Third: group "like" terms & factor both set of parenthesis.

(2x^2 + 6x) - (5x - 15)
2x(x + 3) - 5(x + 3)

*The inner terms (terms in parenthesis) should be the same. Combine the inner terms (once) with the outer terms.

(x+3)(2x-5) or, (2x-5)(x+3)

Answer 2

Factorise 2x² + x - 15

/ For reference :
Divide the expression by 2 and it becomes x² + 1/2 X - 15/2

The product of the roots should be -15/2 (ie: a * c) and the sum of the roots should be -1/2 (i.e : -(b/a) ) /

The roots of the quadratic equation are

x = (-b ± √b² - 4ac) /2a
where a , b and c are coefficients of each of the expression
ie: a = 2 b = 1 c = -15

x = ( - (1) ± √ ( 1)² - 4(2)(-15) ) / 2(2)
x = (-1 ± √1 + 120) / 4
x =(-1 ± √121) /4
x = (-1 ± 11 )/4

x = (-1+11)/4 = 10/4 = 5/2

x = (-1-11)/4 = -12/4 = -3

/ For reference only
Sum of the roots = 5/2 + (-3) = 5/2 -3 = -1/2 and Product of the roots = 5/2 *-3 = -15/2 /

Answer 3

again the following is not a perfect square trinomial and also not a simple trinomial since the leading coeficient is not equal to 1 making it a general trinomial then can be written in the general quadratic form of :
ax^2 + Bx + C
where a is not equal to zero and a is not equal to 1....
to factor it
step 1: form the product AC so 2*-15 = -30

step 2: list the pairs of intregers with product ac
so (3*-10) , (-3 *10), (2* -15), (-2* 15), (1 * -30) , (-1, 30) , (-5 * 6), (5 * -6)

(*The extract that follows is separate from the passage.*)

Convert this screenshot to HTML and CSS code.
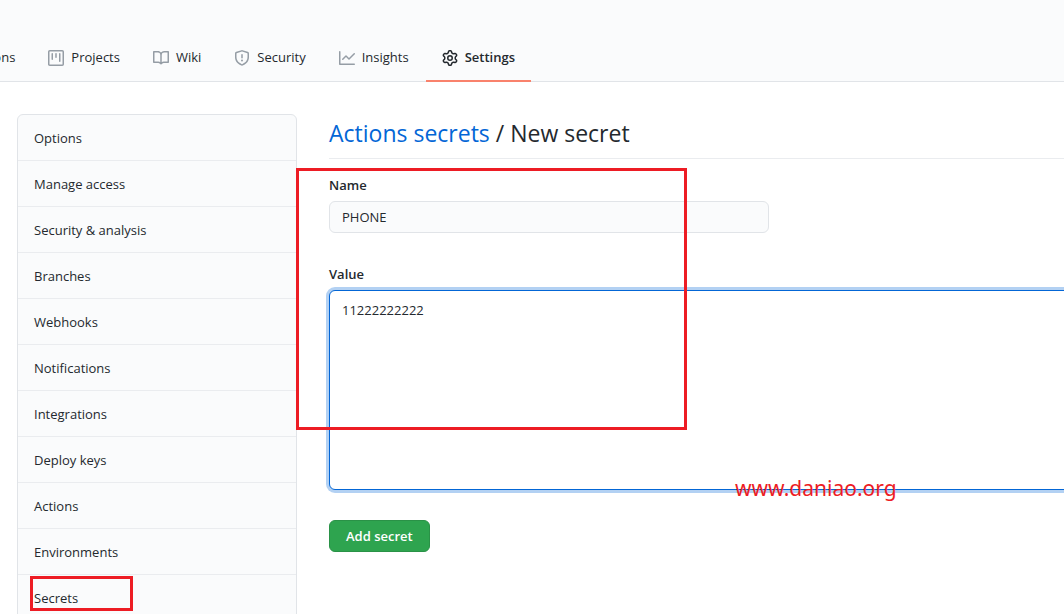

step 3: find within the factors above wich sum will result to B which is equivalent to 1 so (-5 and 6 ) satisfies step 3
because -5 + 6 = 1 = B

Step 4: replace b in the polynomial with the indicated sum of the integers obtained in step 3 and distribute X to both terms
so 2x^2 - 5x + 6x - 15

step 5: factor the four term polynomial formed in step 4, using the grouping in pairs technique
so
x(2x-5) + 3 (2x+5)

then the simplified form will be
(2x+5)*(x+3)


i hope i helped you

Answer 4

This is a quadratic equation set to equal zero ax^2 + bx +c = 0

Then use the quadratic formula to solve for x:

x = -b + or - square root (B^2 - 4AC)/2A

X will have two values.

Answer 5

2x^2 + x -15

(2x - 5) (x + 3)

2x - 5 = 0
2x = 5
x = 5/2 or 2 1/2

x + 3 = 0
x = -3

Solution set: (2 1/2, -3)

Answer 6

2x^2+x-15
2x-5 x+3

x=-5/2 ; -3